Granny's garden at Crayke

I haven't posted any of Granny's memoirs for quite some time, so, to fit in with the garden theme of my blog at the moment, here is an exerpt about the garden at Crayke.
 " The garden at Crayke was a perpetual delight to us. We had a good gardener called Taylor, who, with the help of his son Tom, kept the lawns, the greenhouse, the vegetable garden, the flowers and the fruit trees all in good order. We grew enough vegetables and potatoes to keep us all the year round, and usually had plenty of apples and pears. Taylor must have worked very hard. He pumped all the water for the house as well. We had a WC but no bathroom. There was an earth closet in the garden and another for the maids, in the yard.
There were window boxes at the front windows filled with double pink creeping geraniums and lobelias. By the drawing room steps there was a jasmine plant and the scent of white jasmine always takes me back to Crayke. Lilacs and laburnums grew round the side lawn where we often played croquet. There were plenty of trees in the garden which we could climb and others, like the big elm trees, which had no low branches.
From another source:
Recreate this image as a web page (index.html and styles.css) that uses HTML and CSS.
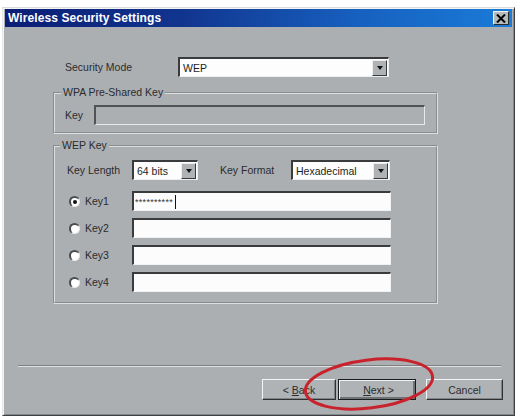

The garden was laid out in terraces down the hillside.  The top terrace was wide enough to skip along and bowl our hoops.  There were hyacinths growing in the border and one year Mother hid my Easter egg amongst the hyacinths.  Berberis grew on the bank above... Along the lower terrace were the gooseberry bushes and on the bottom one, the strawberries, but they never did very well.  Beyond the strawberries were rhubarb and horseradish, and two lovely lilac bushes."